I'am now trying to use these block in Python and am kinda stuck.

The basic signal flow I'am trying to achieve is as follows:

=====================           ==============        ===============
| File Source       | --------> | Multiplier |------> | Vector Sink |
|                   |           ==============        ===============
=====================                 ^
                                      |
                                      |
    ==============              ==============      
    | CA Samples |------------> | Multiplier | <---- e^{-j*2*pi*fd*t}
    ==============              ==============


The CA samples block, is a source block that take the sampling frequency, and doppler frequency and samples the CA code, accordingly. 

The questions I have are,
1) How do i obtain the time t, to be able to generate e^{-j*2*pi*fd*t}.
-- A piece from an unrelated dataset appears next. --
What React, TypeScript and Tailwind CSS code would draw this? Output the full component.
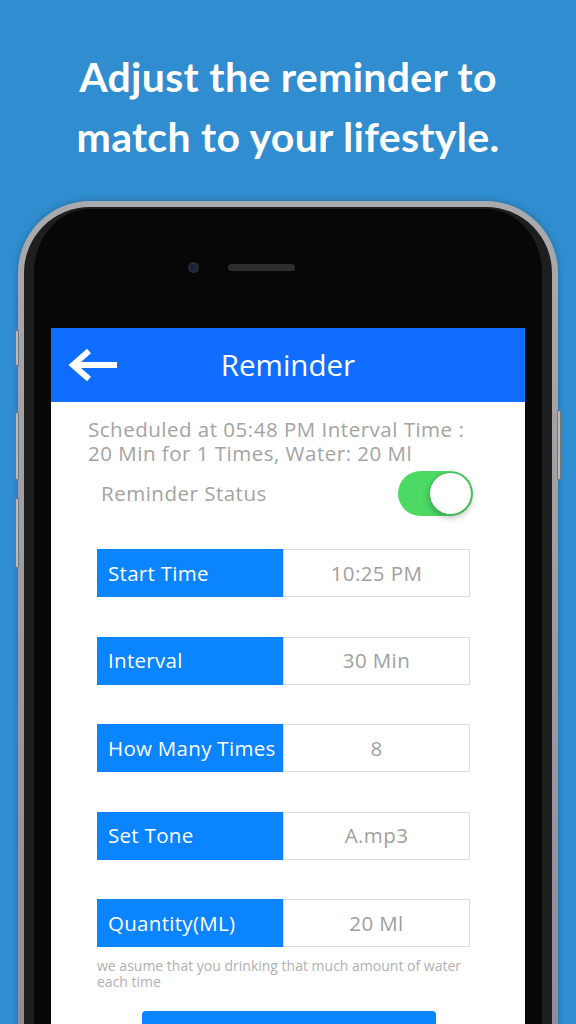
import { useState } from 'react'

interface SettingRow {
  label: string
  value: string
}

const rows: SettingRow[] = [
  { label: 'Start Time', value: '10:25 PM' },
  { label: 'Interval', value: '30 Min' },
  { label: 'How Many Times', value: '8' },
  { label: 'Set Tone', value: 'A.mp3' },
  { label: 'Quantity(ML)', value: '20 Ml' },
]

const screenFont = { fontFamily: '"Open Sans", "Noto Sans", sans-serif' }

export default function App() {
  const [enabled, setEnabled] = useState(true)

  return (
    <div className="w-[576px] h-[1024px] overflow-hidden bg-[#308dcf] flex flex-col items-center">
      <h1
        className="pt-[47px] text-center text-white font-bold text-[41px] leading-[60px] tracking-[0.3px]"
        style={{ fontFamily: 'Lato, "Open Sans", sans-serif' }}
      >
        Adjust the reminder to
        <br />
        match to your lifestyle.
      </h1>

      {/* phone body */}
      <div className="relative mt-[34px] w-[540px] flex-1 flex flex-col rounded-t-[72px] bg-gradient-to-b from-[#a9a9ae] to-[#8d8d93] px-[6px] pt-[6px] shadow-[0_0_6px_rgba(0,0,0,0.25)]">
        <div className="absolute left-[-3px] top-[129px] w-[4px] h-[36px] rounded-l-[2px] bg-[#b9b9be] border border-[#77777c]" />
        <div className="absolute left-[-3px] top-[211px] w-[4px] h-[68px] rounded-l-[2px] bg-[#b9b9be] border border-[#77777c]" />
        <div className="absolute left-[-3px] top-[297px] w-[4px] h-[70px] rounded-l-[2px] bg-[#b9b9be] border border-[#77777c]" />
        <div className="absolute right-[-3px] top-[209px] w-[4px] h-[70px] rounded-r-[2px] bg-[#b9b9be] border border-[#77777c]" />

        <div className="relative flex-1 flex flex-col rounded-t-[66px] bg-[#070707] border-x-[10px] border-t-[2px] border-[#1e1e1e] px-[17px] pt-[119px]">
          {/* camera + earpiece */}
          <div className="absolute left-[154px] top-[53px] w-[11px] h-[11px] rounded-full bg-[#1c2140] border-[2px] border-[#2b2b30]" />
          <div className="absolute left-[194px] top-[55px] w-[67px] h-[7px] rounded-full bg-[#2e2e31]" />

          {/* screen */}
          <div className="flex-1 bg-white" style={screenFont}>
            <div className="relative h-[74px] bg-[#0f6dff] flex items-center justify-center">
              <svg className="absolute left-[17px] top-[20px]" width="50" height="34" viewBox="0 0 50 34" fill="none">
                <path d="M7 17 H49" stroke="white" strokeWidth="6" />
                <path d="M21 3 L5 17 L21 31" stroke="white" strokeWidth="6" strokeLinejoin="miter" />
              </svg>
              <span className="text-white text-[29.5px] leading-none">Reminder</span>
            </div>

            <div className="pl-[37px] pr-[20px] pt-[15px] text-[#a3a3a3] text-[20.5px] leading-[24px] tracking-[0.5px] whitespace-nowrap">
              Scheduled at 05:48 PM Interval Time :
              <br />
              20 Min for 1 Times, Water: 20 Ml
            </div>

            <div className="flex items-center justify-between pl-[50px] pr-[52px] mt-[6px] h-[45px]">
              <span className="text-[#a3a3a3] text-[20.5px] tracking-[0.5px]">Reminder Status</span>
              <button
                onClick={() => setEnabled(!enabled)}
                className={
                  enabled
                    ? 'relative w-[75px] h-[45px] rounded-full bg-[#4cd964]'
                    : 'relative w-[75px] h-[45px] rounded-full bg-[#e5e5ea]'
                }
              >
                <span
                  className={
                    enabled
                      ? 'absolute top-[1px] right-[1px] w-[43px] h-[43px] rounded-full bg-white border border-[#3fb653] shadow-[0_3px_6px_rgba(0,0,0,0.25)]'
                      : 'absolute top-[1px] left-[1px] w-[43px] h-[43px] rounded-full bg-white shadow-[0_3px_6px_rgba(0,0,0,0.25)]'
                  }
                />
              </button>
            </div>

            <div className="mt-[33px] ml-[46px] w-[373px] flex flex-col gap-[39.5px]">
              {rows.map((row) => (
                <div key={row.label} className="flex h-[48px]">
                  <div className="w-[186px] bg-[#0a84ff] flex items-center pl-[11px] text-white text-[20.5px] whitespace-nowrap tracking-[0.3px]">
                    {row.label}
                  </div>
                  <div className="flex-1 border border-[#dcdcdc] flex items-center justify-center text-[#a0a0a0] text-[20.5px] tracking-[0.4px]">
                    {row.value}
                  </div>
                </div>
              ))}
            </div>

            <p className="ml-[46px] w-[373px] mt-[11px] text-[#b0b0b0] text-[14px] leading-[16px]">
              we asume that you drinking that much amount of water each time
            </p>

            <div className="mt-[21px] ml-[91px] w-[294px] h-[48px] rounded-[4px] bg-[#0a84ff]" />
          </div>
        </div>
      </div>
    </div>
  )
}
It's a software defined radio. The notion of time is irrelevant as all you are sending in and out of the system is samples that are produced by a software module.

for example, if I want to generate 1000 samples of a sine wave with frequency 1e3Hz and sampling frequency 1e6Hz, I do the following in software.

int i;
double sine[1000];
double fc = 1000;
double fs = 1000000;
doubel ts = 1/fs; // <--- This is my sampling width
for(i=0;i<1000;i++) {
    sine[i] = sin(2*PI*fc*ts*i);
  }

This gives me 1000 samples of 1000Hz sine wave sampled at 1MHz but what you actually have is a bunch of numbers than represent the sine wave described earlier. So where is the time here? The time is the product of the sample number and the sampling width i.e.  ( i * ts ).

2) How do I make sure the multiplier is multiplying the first value from CA samples with the first value of e^{-j*2*pi*fd*t} and so on. Does GNURadio take care of this?

In any GNU Radio block the behaviour of the block is defined by the work function ( see gr_block.h ). If you look a gr_multiply_cc.cc file you will see that inside the work function the samples are multiplied synchronously. That means that you don't have to worry about anything as GNU Radio does what it is saying it is doing.

Any help/pointers will be appreciated.

Whenever you have a doubt about any gnuradio block your first stop should be the source code. It's very well written and properly documented and it saves you time to actually do that rather than waiting for one of us on the forum to reply to your question. Nonetheless, this forum is a great place to get your questions answered.